As Donovan has grown as a coach and become more comfortable in Seattle, part of that maturation process has been a better understanding of which players will fit in with her system. This off-season, Donovan, wearing her director of player personnel hat, found quite possibly the perfect fit in forward
Wendy Palmer.
Fitting in, says Donovan, is "really, really important. I guess I'm one that believes players have to have the confidence of their coaches in order to succeed. The same thing for me - I have to have confidence in these players that are in this system. We're very selective in the free agents we go after."
Because Palmer has been in the league for nine years with six different teams, Donovan knew almost exactly what she was getting.
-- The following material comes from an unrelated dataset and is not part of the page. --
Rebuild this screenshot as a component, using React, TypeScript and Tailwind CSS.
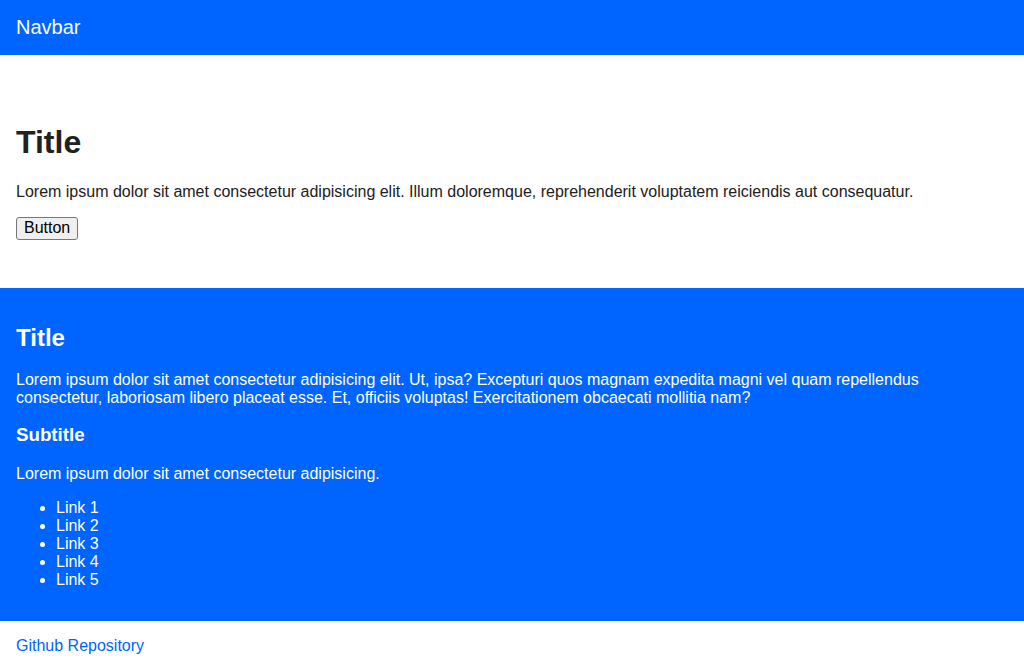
import React from "react";

const links = ["Link 1", "Link 2", "Link 3", "Link 4", "Link 5"];

export default function App() {
  return (
    <div className="min-h-screen bg-white font-['Liberation_Sans',Arial,sans-serif] text-[16px] leading-[1.125] text-[#212121]">
      {/* Navbar */}
      <nav className="flex h-[55px] items-center bg-[#0064ff] px-4 pb-px text-[20px] text-white">Navbar</nav>

      {/* Hero */}
      <section className="px-4 py-12">
        <h1 className="my-[21.44px] text-[32px] leading-[1.15] font-bold">Title</h1>
        <p className="my-4">
          Lorem ipsum dolor sit amet consectetur adipisicing elit. Illum doloremque, reprehenderit voluptatem reiciendis aut consequatur.
        </p>
        <button className="h-[23px] rounded-[3px] border border-[#767676] bg-[#efefef] px-[7px] text-[16px] leading-[1.125] text-black">
          Button
        </button>
      </section>

      {/* Content */}
      <section className="bg-[#0064ff] px-4 py-4 text-white">
        <h2 className="my-[19.92px] text-[24px] leading-[1.15] font-bold">Title</h2>
        <p className="my-4">
          Lorem ipsum dolor sit amet consectetur adipisicing elit. Ut, ipsa? Excepturi quos magnam expedita magni vel quam repellendus consectetur, laboriosam libero placeat esse. Et, officiis voluptas! Exercitationem obcaecati mollitia nam?
        </p>
        <h3 className="mt-[17px] mb-[19.72px] text-[18.72px] leading-[1.15] font-bold">Subtitle</h3>
        <p className="my-4">Lorem ipsum dolor sit amet consectetur adipisicing.</p>
        <ul className="my-4 list-disc pl-10">
          {links.map((l) => (
            <li key={l}>{l}</li>
          ))}
        </ul>
      </section>

      {/* Footer */}
      <footer className="px-4 pt-4 pb-3">
        <a href="#" className="text-[#0064ff]">Github Repository</a>
      </footer>
    </div>
  );
}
A more pleasant surprise has been rookie
Barbara Turner bringing everything the Storm had hoped for and more, on and off the court.
"You do your homework, you do the best you can, but it's tough to really get personality scouting reports on college kids," says Donovan. "You will not find one college coach who tells you anything but positive things about their players. You have to really do your homework, watch when they play, watch them on the bench, talk to people around them, and then it's an educated guess. You latch on to somebody like
Tanisha Wright, Barbara Turner, whose personality is perfect for this staff."
It is this approach - along with the not-inconsiderable efforts of Bird, Jackson and
Betty Lennox - that has brought the Storm consecutive 20-win seasons and a WNBA title. And it has made Donovan the WNBA's best coach.